=== Input material ===
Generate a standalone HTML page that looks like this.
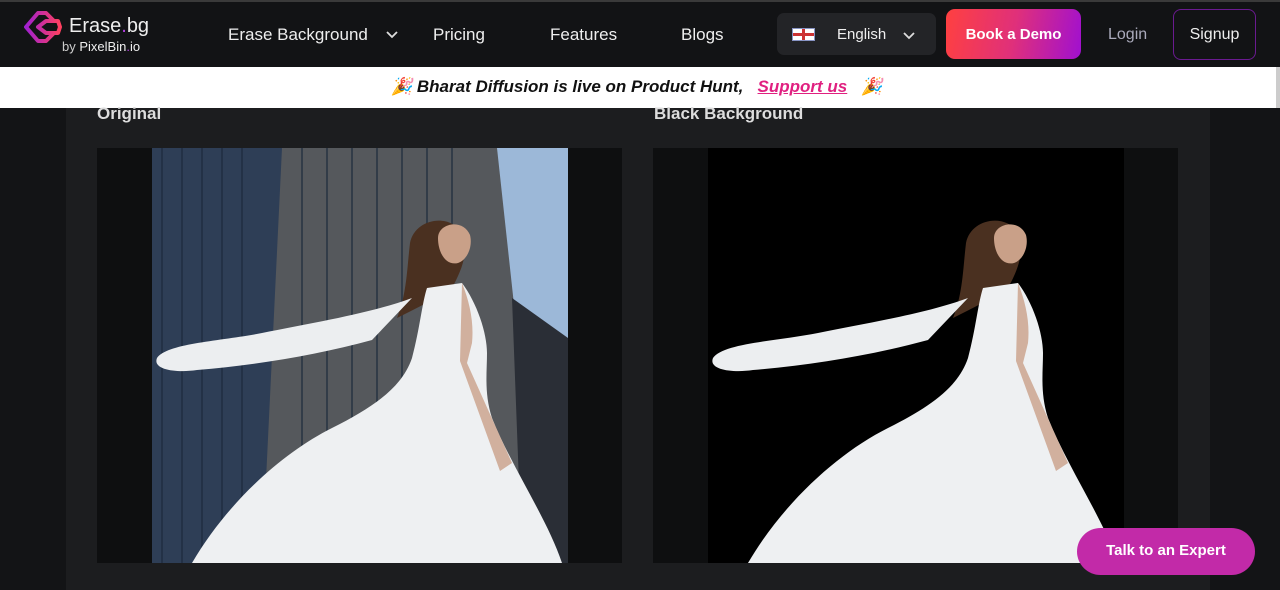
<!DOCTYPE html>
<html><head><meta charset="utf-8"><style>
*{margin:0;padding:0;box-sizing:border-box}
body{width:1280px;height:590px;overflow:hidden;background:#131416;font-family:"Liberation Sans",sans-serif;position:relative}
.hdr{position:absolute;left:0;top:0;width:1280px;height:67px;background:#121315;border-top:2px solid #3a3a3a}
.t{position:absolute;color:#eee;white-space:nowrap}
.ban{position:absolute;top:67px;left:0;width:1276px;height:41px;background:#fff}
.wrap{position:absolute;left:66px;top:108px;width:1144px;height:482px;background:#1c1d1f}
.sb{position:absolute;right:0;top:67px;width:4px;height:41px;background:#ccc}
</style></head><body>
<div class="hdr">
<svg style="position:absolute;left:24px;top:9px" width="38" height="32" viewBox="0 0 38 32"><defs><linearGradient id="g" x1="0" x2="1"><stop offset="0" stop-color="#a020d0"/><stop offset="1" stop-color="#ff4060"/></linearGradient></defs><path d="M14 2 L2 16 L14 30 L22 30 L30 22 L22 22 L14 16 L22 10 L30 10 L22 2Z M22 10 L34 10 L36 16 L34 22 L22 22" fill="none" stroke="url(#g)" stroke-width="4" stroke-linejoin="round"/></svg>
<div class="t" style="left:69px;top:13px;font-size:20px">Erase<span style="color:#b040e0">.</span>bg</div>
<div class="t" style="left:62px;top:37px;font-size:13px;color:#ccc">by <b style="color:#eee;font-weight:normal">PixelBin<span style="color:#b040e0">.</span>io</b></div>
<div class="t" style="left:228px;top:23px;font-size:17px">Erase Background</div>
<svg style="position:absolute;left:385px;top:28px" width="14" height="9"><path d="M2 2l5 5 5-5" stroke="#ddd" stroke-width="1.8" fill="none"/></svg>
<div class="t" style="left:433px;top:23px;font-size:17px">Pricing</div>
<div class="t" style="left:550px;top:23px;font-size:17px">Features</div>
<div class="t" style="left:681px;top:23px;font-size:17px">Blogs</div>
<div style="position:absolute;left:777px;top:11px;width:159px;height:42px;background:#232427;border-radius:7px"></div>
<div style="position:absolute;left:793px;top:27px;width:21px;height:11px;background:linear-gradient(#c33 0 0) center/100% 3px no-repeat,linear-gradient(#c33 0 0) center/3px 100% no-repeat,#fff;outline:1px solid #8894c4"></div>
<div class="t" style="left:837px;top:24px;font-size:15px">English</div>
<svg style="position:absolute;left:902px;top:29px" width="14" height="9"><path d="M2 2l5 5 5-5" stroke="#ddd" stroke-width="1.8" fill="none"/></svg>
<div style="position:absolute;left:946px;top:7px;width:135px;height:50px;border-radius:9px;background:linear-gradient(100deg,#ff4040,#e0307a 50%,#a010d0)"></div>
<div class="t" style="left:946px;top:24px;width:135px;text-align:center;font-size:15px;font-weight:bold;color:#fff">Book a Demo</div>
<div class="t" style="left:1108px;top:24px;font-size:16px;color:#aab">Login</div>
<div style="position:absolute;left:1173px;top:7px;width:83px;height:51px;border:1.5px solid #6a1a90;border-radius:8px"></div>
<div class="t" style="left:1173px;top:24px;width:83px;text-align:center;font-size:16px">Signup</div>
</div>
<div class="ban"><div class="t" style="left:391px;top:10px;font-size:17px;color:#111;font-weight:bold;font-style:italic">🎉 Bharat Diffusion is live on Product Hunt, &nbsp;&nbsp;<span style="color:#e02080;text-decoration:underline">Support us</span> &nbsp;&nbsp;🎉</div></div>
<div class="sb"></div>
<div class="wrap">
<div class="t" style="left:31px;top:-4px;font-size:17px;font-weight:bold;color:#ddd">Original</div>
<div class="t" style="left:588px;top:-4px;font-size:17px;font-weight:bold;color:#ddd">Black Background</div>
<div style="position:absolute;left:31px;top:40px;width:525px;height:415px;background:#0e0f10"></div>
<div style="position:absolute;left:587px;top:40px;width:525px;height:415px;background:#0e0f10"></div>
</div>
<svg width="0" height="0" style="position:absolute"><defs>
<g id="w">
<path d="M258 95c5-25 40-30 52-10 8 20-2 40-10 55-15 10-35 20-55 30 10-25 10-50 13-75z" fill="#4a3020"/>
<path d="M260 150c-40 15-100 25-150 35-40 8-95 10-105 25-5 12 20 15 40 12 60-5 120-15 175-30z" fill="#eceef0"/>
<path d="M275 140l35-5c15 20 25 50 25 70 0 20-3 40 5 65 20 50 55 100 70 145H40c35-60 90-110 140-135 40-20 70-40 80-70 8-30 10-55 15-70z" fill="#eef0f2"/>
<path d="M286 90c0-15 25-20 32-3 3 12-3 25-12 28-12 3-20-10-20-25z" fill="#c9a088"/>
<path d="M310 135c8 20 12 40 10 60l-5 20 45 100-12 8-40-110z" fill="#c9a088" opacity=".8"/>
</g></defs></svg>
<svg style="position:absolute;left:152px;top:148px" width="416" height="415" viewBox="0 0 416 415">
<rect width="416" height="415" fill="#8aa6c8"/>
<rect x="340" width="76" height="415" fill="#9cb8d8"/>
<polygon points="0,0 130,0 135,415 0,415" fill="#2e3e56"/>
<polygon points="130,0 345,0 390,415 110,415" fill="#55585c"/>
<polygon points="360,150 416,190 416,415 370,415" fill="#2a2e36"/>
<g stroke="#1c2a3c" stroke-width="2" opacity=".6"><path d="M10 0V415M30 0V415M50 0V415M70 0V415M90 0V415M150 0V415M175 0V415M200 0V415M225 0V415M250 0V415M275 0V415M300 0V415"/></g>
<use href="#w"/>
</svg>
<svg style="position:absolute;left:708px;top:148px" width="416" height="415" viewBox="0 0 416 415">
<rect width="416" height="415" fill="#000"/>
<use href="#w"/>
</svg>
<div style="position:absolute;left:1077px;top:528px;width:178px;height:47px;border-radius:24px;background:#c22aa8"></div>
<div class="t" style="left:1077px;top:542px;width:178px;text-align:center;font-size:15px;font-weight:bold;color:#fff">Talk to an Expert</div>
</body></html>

* * *

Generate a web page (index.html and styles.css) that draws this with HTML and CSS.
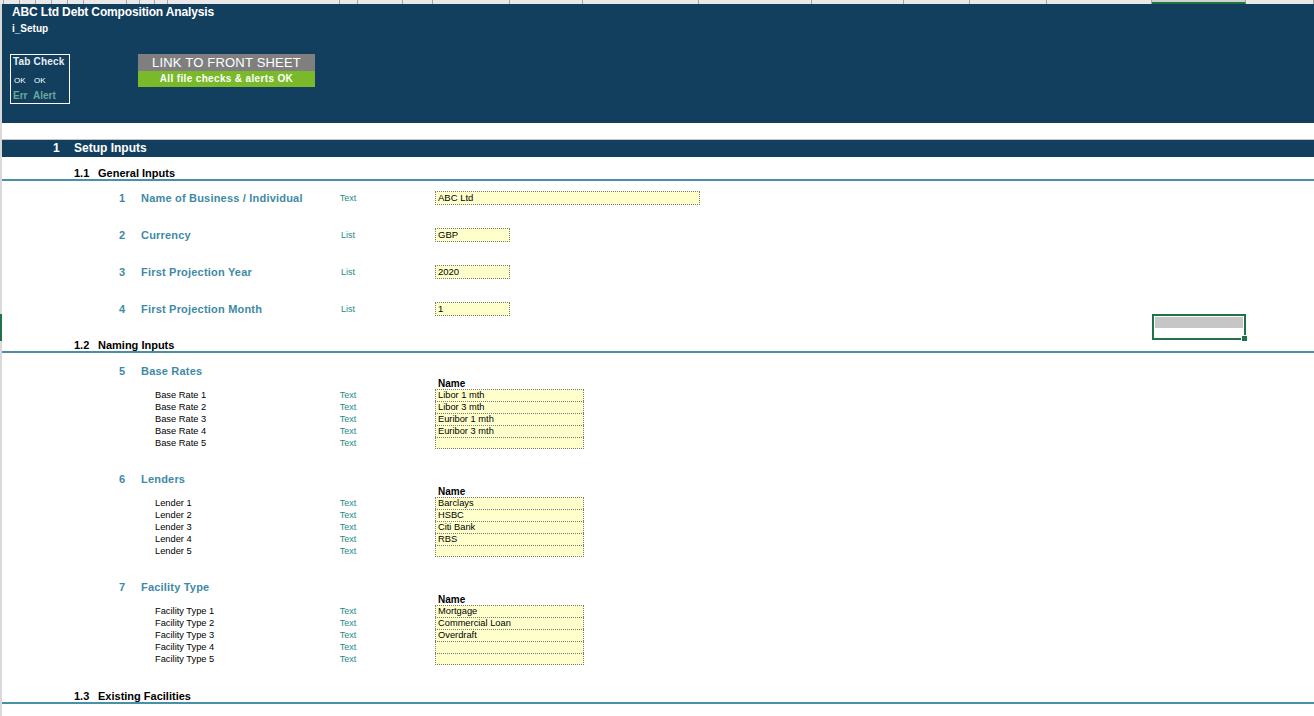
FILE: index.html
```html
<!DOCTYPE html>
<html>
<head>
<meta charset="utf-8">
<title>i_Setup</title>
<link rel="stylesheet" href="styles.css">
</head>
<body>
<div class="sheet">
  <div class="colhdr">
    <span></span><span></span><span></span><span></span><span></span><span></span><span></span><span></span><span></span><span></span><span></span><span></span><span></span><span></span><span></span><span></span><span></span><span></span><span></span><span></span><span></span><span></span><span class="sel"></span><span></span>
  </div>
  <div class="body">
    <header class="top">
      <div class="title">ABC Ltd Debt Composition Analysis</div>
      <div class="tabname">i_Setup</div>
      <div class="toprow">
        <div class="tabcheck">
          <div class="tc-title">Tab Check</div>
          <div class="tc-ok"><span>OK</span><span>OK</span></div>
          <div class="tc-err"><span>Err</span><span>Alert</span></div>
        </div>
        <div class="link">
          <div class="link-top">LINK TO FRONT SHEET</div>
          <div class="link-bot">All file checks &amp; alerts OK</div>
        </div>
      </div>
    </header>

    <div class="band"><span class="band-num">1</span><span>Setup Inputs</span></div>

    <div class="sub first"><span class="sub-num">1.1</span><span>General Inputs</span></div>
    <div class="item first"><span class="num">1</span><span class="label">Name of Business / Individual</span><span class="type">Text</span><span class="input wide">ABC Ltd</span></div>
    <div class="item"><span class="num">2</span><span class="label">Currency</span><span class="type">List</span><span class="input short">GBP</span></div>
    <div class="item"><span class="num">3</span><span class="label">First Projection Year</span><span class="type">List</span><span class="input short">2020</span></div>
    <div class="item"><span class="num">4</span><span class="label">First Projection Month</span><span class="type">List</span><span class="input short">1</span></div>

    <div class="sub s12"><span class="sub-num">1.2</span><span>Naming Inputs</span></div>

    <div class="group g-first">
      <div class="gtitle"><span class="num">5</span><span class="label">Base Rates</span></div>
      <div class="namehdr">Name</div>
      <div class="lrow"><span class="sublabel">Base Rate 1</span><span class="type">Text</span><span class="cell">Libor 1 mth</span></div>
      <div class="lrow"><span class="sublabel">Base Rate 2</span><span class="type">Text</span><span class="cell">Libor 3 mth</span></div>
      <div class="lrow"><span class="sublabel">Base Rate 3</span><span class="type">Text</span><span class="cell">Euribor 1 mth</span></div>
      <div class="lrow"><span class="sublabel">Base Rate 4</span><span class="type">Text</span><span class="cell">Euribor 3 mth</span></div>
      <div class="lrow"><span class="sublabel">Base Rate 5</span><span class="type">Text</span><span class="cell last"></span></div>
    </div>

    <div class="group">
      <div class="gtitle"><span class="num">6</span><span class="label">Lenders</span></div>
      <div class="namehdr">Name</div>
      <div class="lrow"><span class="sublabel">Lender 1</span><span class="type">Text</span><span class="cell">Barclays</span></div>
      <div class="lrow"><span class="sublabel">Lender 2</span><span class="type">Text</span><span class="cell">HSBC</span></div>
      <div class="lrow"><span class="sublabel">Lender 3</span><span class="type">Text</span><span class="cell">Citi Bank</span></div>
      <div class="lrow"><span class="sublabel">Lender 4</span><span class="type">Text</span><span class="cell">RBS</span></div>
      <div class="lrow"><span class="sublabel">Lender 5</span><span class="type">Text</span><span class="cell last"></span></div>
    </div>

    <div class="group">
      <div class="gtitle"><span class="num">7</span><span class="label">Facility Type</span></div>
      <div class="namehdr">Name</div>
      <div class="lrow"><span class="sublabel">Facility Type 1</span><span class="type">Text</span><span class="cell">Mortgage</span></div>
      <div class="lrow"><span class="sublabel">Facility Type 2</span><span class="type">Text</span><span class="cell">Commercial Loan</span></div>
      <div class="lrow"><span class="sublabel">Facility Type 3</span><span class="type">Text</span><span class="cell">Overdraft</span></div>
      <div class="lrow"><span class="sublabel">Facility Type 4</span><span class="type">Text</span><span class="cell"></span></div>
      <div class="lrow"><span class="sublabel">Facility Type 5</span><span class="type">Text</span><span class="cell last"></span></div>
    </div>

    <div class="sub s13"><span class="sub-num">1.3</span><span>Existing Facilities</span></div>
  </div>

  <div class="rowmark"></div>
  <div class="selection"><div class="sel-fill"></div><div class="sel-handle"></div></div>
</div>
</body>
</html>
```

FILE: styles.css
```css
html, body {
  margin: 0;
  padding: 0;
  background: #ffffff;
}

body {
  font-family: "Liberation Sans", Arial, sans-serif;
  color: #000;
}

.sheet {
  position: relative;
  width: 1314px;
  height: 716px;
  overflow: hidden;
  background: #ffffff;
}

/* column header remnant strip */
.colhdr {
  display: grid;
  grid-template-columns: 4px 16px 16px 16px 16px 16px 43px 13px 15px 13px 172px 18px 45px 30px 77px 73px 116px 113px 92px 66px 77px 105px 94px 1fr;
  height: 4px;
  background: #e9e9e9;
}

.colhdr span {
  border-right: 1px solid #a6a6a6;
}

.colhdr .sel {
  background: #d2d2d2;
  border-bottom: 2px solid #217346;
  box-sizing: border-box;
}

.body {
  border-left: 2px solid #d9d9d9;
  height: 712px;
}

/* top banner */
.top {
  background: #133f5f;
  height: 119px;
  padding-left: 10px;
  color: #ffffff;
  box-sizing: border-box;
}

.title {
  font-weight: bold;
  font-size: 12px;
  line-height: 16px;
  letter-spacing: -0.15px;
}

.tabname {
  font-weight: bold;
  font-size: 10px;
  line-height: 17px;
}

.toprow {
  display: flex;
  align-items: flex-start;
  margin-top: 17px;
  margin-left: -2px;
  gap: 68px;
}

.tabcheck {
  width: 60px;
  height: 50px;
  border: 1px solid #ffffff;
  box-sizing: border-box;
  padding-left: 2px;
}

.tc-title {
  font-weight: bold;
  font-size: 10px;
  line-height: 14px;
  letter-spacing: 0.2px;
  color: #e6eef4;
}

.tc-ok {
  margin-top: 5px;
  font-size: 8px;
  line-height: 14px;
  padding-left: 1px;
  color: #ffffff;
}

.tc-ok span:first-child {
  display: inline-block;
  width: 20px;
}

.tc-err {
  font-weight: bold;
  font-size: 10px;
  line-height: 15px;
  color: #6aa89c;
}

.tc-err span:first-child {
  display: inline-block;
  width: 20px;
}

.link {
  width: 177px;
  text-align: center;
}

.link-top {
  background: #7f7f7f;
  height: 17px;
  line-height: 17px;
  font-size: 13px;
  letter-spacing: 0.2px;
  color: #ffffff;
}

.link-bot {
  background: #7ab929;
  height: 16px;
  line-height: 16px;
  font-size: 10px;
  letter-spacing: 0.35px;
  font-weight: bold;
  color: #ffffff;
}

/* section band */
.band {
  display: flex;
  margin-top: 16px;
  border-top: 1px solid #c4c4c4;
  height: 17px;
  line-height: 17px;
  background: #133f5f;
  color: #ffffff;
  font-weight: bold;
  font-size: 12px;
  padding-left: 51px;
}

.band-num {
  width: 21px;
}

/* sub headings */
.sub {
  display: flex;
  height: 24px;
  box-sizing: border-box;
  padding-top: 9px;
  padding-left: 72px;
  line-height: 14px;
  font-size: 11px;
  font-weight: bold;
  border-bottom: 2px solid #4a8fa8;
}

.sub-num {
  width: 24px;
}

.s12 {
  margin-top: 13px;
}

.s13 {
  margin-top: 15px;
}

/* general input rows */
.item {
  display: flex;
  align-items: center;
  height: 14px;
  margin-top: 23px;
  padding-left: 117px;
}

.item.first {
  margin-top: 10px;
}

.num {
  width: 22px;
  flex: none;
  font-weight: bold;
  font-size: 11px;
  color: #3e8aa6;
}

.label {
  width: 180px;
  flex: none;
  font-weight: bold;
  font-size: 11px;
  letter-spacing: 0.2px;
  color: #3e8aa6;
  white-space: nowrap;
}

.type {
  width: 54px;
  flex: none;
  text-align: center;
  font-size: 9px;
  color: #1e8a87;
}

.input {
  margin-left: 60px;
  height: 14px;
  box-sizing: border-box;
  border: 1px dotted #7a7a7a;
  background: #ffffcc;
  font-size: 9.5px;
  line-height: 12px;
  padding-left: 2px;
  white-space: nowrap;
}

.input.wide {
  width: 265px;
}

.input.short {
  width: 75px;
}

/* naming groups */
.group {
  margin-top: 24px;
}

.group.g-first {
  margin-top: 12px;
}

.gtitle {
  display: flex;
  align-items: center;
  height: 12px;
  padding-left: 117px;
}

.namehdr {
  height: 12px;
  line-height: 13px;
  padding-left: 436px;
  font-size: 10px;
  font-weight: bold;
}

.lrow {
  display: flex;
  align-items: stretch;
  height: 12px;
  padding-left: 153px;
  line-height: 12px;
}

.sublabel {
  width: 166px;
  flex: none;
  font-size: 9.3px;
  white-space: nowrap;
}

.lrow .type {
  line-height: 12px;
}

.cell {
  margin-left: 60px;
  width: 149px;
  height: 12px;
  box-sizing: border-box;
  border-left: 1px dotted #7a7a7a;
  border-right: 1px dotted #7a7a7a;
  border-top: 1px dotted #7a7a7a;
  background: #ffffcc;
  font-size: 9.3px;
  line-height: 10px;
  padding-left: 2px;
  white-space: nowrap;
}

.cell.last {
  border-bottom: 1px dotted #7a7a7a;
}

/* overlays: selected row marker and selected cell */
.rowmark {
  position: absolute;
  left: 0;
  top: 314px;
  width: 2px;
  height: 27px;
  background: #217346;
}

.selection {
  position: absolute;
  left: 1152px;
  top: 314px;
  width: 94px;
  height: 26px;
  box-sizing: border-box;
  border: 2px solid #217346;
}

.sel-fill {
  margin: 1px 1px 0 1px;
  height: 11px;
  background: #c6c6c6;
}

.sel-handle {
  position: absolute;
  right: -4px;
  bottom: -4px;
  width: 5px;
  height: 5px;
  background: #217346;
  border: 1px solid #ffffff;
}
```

==

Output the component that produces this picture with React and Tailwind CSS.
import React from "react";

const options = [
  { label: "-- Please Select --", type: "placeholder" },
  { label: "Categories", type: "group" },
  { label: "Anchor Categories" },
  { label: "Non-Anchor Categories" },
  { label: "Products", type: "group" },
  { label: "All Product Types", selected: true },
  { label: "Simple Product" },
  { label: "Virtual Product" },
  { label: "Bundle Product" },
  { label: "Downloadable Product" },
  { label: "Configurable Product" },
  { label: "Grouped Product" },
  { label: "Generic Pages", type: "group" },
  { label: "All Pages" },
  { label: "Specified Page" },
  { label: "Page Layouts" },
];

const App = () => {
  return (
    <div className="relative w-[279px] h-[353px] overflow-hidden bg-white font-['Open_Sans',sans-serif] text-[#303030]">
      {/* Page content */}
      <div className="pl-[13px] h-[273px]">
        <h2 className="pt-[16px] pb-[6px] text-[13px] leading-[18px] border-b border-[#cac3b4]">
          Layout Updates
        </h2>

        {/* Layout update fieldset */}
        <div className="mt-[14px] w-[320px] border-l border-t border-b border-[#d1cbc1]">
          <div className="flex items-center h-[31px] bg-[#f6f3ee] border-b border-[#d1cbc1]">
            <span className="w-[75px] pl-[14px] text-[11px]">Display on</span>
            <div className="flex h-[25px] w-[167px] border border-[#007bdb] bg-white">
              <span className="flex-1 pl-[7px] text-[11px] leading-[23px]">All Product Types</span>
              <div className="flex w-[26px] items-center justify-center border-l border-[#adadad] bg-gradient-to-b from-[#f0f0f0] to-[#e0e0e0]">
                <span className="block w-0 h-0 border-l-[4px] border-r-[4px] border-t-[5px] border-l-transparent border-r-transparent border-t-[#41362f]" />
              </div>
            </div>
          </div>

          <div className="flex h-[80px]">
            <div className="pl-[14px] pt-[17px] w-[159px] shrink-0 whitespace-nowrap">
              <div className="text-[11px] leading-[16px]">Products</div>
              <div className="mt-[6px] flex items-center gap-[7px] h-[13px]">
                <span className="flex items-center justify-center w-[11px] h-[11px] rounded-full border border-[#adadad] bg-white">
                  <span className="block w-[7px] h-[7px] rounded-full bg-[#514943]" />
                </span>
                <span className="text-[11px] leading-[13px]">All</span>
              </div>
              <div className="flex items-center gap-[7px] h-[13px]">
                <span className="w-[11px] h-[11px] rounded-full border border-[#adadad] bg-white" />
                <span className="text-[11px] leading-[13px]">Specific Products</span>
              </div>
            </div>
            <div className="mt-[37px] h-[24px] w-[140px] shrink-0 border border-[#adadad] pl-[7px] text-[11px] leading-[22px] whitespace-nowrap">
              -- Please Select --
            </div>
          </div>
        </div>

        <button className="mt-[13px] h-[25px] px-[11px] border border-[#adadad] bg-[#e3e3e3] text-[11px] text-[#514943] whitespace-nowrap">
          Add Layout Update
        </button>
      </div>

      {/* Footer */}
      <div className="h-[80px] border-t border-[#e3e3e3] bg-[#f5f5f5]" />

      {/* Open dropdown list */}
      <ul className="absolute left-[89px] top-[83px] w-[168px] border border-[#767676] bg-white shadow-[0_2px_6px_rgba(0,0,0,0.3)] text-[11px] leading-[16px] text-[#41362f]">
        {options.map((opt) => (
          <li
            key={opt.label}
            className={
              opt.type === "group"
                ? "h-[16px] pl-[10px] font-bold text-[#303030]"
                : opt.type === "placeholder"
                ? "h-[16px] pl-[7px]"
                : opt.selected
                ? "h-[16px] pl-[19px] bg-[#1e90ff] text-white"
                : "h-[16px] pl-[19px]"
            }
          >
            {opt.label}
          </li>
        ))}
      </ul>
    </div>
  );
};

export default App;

=== Given task ===
Scan the lines above for "styles", then copy every one that has it.

=== Answer to this problem ===
Generate a web page (index.html and styles.css) that draws this with HTML and CSS.
<link rel="stylesheet" href="styles.css">
FILE: styles.css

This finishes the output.